Steve Vinoski, middleware architect at IONA and a prolific columnist, has been blogging for a couple of months at Middleware Matters. Back in 2002, his IEEE Internet Computing column used the title that I stole for this blog entry: Middleware Dark Matter. The reference is to Clay Shirky's excellent meme "PCs are the dark matter of the Internet," which helped the peer-to-peer movement define itself circa 2000. Vinoski wrote:

We can apply a similar analogy to middleware because the mass of the middleware universe is much greater than the systems -- such as message-oriented middleware (MOM), enterprise application integration (EAI), and application servers based on Corba or J2EE -- that we usually think of when we speak of middleware. We tend to forget or ignore the vast numbers of systems based on other approaches. We can't see them, and we don't talk about them, but they're out there solving real-world integration problems -- and profoundly influencing the middleware space. These systems are the dark matter of the middleware universe. [Steve Vinoski]

Absolutely true. When I read this, though, I couldn't help but imagine the same column having been written, for another audience, like so:

The mass of the middleware universe is much greater than the systems -- based on Perl, Python, CGI, FTP file transfer, Unix shell, Visual Basic -- that we usually think of when we speak of middleware.
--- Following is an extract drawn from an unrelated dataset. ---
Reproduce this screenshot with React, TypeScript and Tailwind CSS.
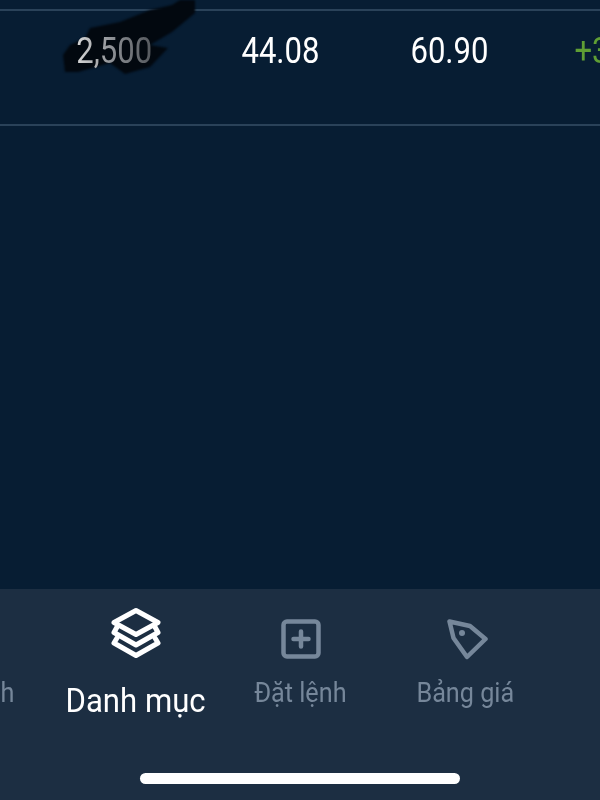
import React from "react";

function LayersIcon() {
  return (
    <svg width="52" height="52" viewBox="0 0 52 52" fill="none" stroke="#ffffff" strokeWidth="5" strokeLinejoin="round" strokeLinecap="round">
      <path d="M26 3.5 L48 15.5 L26 27.5 L4 15.5 Z" />
      <path d="M7 20 L4 25.5 L26 38 L48 25.5 L45 20" />
      <path d="M7 31 L4 36 L26 48.5 L48 36 L45 31" />
    </svg>
  );
}

function PlusSquareIcon() {
  return (
    <svg width="40" height="40" viewBox="0 0 40 40" fill="none" stroke="#76879a" strokeLinecap="round">
      <rect x="2.5" y="2.5" width="35" height="35" rx="3.5" strokeWidth="4.5" />
      <path d="M20 12.5 V27.5 M12.5 20 H27.5" strokeWidth="4.5" />
    </svg>
  );
}

function TagIcon() {
  return (
    <svg className="ml-[3px]" width="42" height="42" viewBox="0 0 42 42" fill="none" stroke="#76879a" strokeWidth="4.5" strokeLinejoin="round">
      <path d="M3.5 3.5 L24 8 L39.5 21 L21 39 L7.5 20 Z" />
      <circle cx="16" cy="15" r="3" fill="#76879a" stroke="none" />
    </svg>
  );
}

function Scribble() {
  return (
    <svg className="absolute left-[50px] top-0 blur-[1px]" width="160" height="80" viewBox="0 0 160 80">
      <path
        d="M130 0 L122 5 L100 10 L70 22 L40 28 L35 38 L20 45 L13 55 L15 72 L28 72 L60 63 L75 74 L100 67 L118 48 L100 45 L122 32 L145 13 L145 0 Z"
        fill="#02080f"
      />
    </svg>
  );
}

function Cell({ children, className }: { children: React.ReactNode; className: string }) {
  return (
    <div className={`flex shrink-0 justify-center ${className}`}>
      <span className="inline-block scale-x-[0.84] text-[37px] leading-[36px]">{children}</span>
    </div>
  );
}

function NavItem({ icon, label }: { icon: React.ReactNode; label: string }) {
  return (
    <div className="flex w-[165px] shrink-0 flex-col items-center pt-[29px]">
      <div className="flex h-[42px] items-center justify-center">{icon}</div>
      <span className="mt-[18px] scale-x-[0.9] whitespace-nowrap text-[28px] leading-[30px] text-[#76879a]">
        {label}
      </span>
    </div>
  );
}

export default function App() {
  return (
    <div className="relative flex h-[800px] w-[600px] flex-col overflow-hidden bg-[#071d33] font-['Roboto',sans-serif]">
      <div className="h-[11px] shrink-0 border-b-2 border-[#2a4259]" />

      {/* Position row */}
      <div className="flex h-[115px] shrink-0 overflow-hidden border-b-2 border-[#2a4259] pl-[32px] pt-[22px] text-white">
        <div className="relative z-10 flex w-[165px] shrink-0 justify-center">
          <span className="inline-block scale-x-[0.84] bg-gradient-to-r from-[#d8d8d8] via-[#8a8d92] to-[#55595e] bg-clip-text text-[37px] leading-[36px] text-transparent">
            2,500
          </span>
        </div>
        <Cell className="w-[167px]">44.08</Cell>
        <Cell className="w-[170px]">60.90</Cell>
        <Cell className="w-[160px] text-[#5f9e34]">+3.40</Cell>
      </div>

      <div className="flex-1" />

      {/* Bottom tabs */}
      <div className="flex h-[211px] shrink-0 flex-col bg-[#1c2e42]">
        <div className="ml-[-125px] flex flex-1">
          <div className="flex w-[178px] shrink-0 flex-col items-center pt-[29px]">
            <div className="h-[42px]" />
            <span className="mt-[18px] scale-x-[0.9] whitespace-nowrap text-[28px] leading-[30px] text-[#76879a]">
              Tài chính
            </span>
          </div>
          <div className="flex w-[165px] shrink-0 flex-col items-center pt-[18px]">
            <LayersIcon />
            <span className="mt-[21px] scale-x-[0.915] whitespace-nowrap text-[34px] leading-[40px] text-white">
              Danh mục
            </span>
          </div>
          <NavItem icon={<PlusSquareIcon />} label="Đặt lệnh" />
          <NavItem icon={<TagIcon />} label="Bảng giá" />
        </div>
        <div className="flex justify-center pb-[16px]">
          <div className="h-[11px] w-[320px] rounded-full bg-white" />
        </div>
      </div>

      <Scribble />
    </div>
  );
}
We tend to forget or ignore the vast numbers of systems based on other approaches such as message-oriented middleware (MOM), enterprise application integration (EAI), and application servers based on Corba or J2EE. We can't see them, and we don't talk about them, but they're out there solving real-world integration problems -- and profoundly influencing the middleware space. These systems are the dark matter of the middleware universe.

Both of these passages make perfect sense to me. Though driven apart by a deep cultural schism, the two integration styles are utterly co-dependent.